Once I switched strategies, everything changed. Warm white lights instantly made the tree feel intentional. I tucked ribbon deeper into the middle instead of wrapping it too tightly around the outside, and suddenly the tree had depth. I grouped a few ornaments together where the branches could handle visual weight, then left other sections simple. Instead of trying to make the tree look bigger than it was, I made it look styled. That turned out to be the secret.
The most meaningful part was adding handmade details. I hung paper stars, little bells, and a few ornaments that had zero designer value but enormous emotional value.

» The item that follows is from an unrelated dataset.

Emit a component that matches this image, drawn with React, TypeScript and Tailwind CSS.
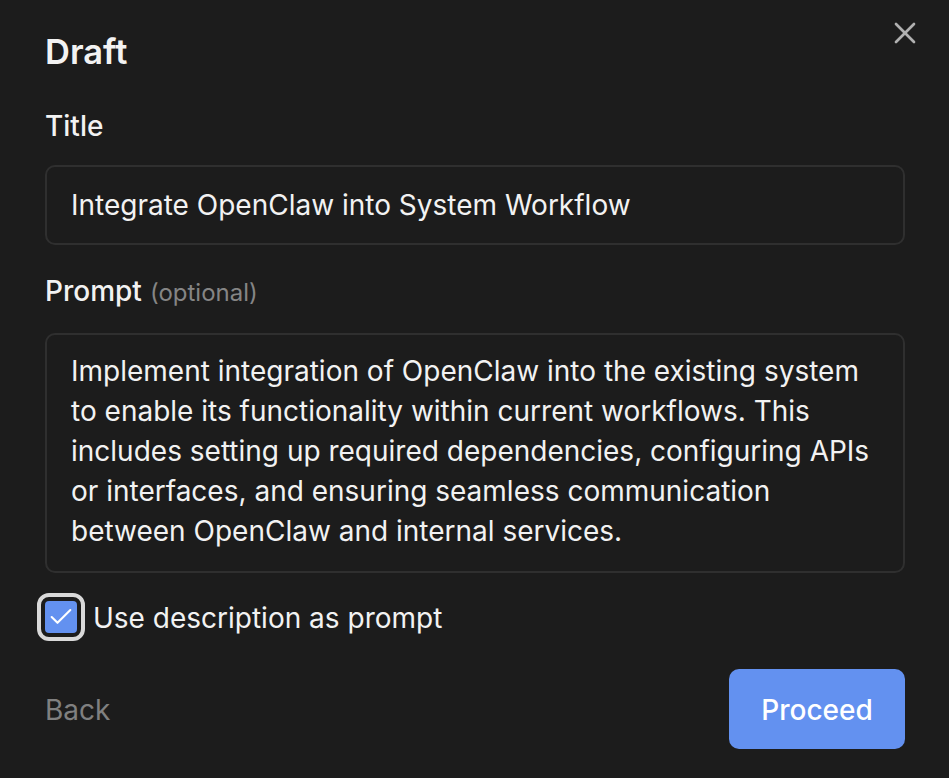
import { useState } from 'react'
import { X, Check } from 'lucide-react'

const PROMPT =
  'Implement integration of OpenClaw into the existing system to enable its functionality within current workflows. This includes setting up required dependencies, configuring APIs or interfaces, and ensuring seamless communication between OpenClaw and internal services.'

export default function App() {
  const [useDescription, setUseDescription] = useState(true)

  return (
    <div className="relative h-[778px] w-[949px] overflow-hidden bg-[#1c1c1c] pl-[45px] pr-[44px] pt-[30px] font-['Inter',sans-serif] text-[28px] text-[#f2f2f2]">
      <button className="absolute right-[26px] top-[15px] text-[#b0b0b0]">
        <X size={36} strokeWidth={1.8} />
      </button>

      <h2 className="h-[44px] text-[34.5px] font-semibold leading-[44px]">Draft</h2>

      <label className="mt-[32px] block font-medium leading-[40px]">Title</label>
      <div className="mt-[19px] flex h-[80px] items-center rounded-[10px] border-2 border-[#2f2f2f] px-[24px] leading-[40px]">
        Integrate OpenClaw into System Workflow
      </div>

      <label className="mt-[26px] flex h-[40px] items-baseline gap-[8px] font-medium leading-[40px]">
        Prompt <span className="text-[24px] font-normal text-[#858585]">(optional)</span>
      </label>
      <div className="mt-[22px] h-[240px] rounded-[10px] border-2 border-[#2f2f2f] px-[24px] py-[16px] leading-[40px]">
        {PROMPT}
      </div>

      <label className="mt-[20px] flex h-[48px] items-center gap-[8px] leading-[40px]">
        <button
          onClick={() => setUseDescription(!useDescription)}
          className="ml-[-8px] flex h-[48px] w-[48px] items-center justify-center rounded-[12px] border-[4px] border-[#d9d9d9] bg-[#1c1c1c]"
        >
          <span className="flex h-[32px] w-[32px] items-center justify-center rounded-[4px] bg-[#6391f0]">
            {useDescription && <Check size={28} strokeWidth={1.8} className="text-white" />}
          </span>
        </button>
        <span className="pt-[1px]">Use description as prompt</span>
      </label>

      <div className="mt-[28px] flex items-center justify-between">
        <button className="pt-[1px] leading-[40px] text-[#808080]">Back</button>
        <button className="flex h-[80px] w-[176px] items-center justify-center rounded-[10px] bg-[#6391f0] pt-[1px] font-medium text-white">
          Proceed
        </button>
      </div>
    </div>
  )
}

A crooked ornament made by a child, a faded one from an old family box, a ribbon bow tied imperfectly by hand, those were the pieces that made the tree feel alive. A handmade tree invites that kind of decorating. It does not ask for perfection. It asks for personality.
I also learned that the base matters more than people think. The moment I covered the stand and cleaned up the cords, the entire display looked more polished. It was the same tree, same ornaments, same room, but it suddenly looked finished. That was the moment I realized a good Christmas tree is not about how expensive the decorations are. It is about rhythm, balance, texture, and story.
Now I honestly prefer decorating a tree I made myself. It feels slower, more creative, and a lot more memorable. There is less pressure to make it perfect and more freedom to make it meaningful. You notice the details more. You laugh more. You adjust things as you go. And when it is finally lit up at night, even the weird little imperfections become part of the magic. The tree feels less like decor and more like a tiny holiday autobiography standing in the corner, glowing softly and refusing to be boring.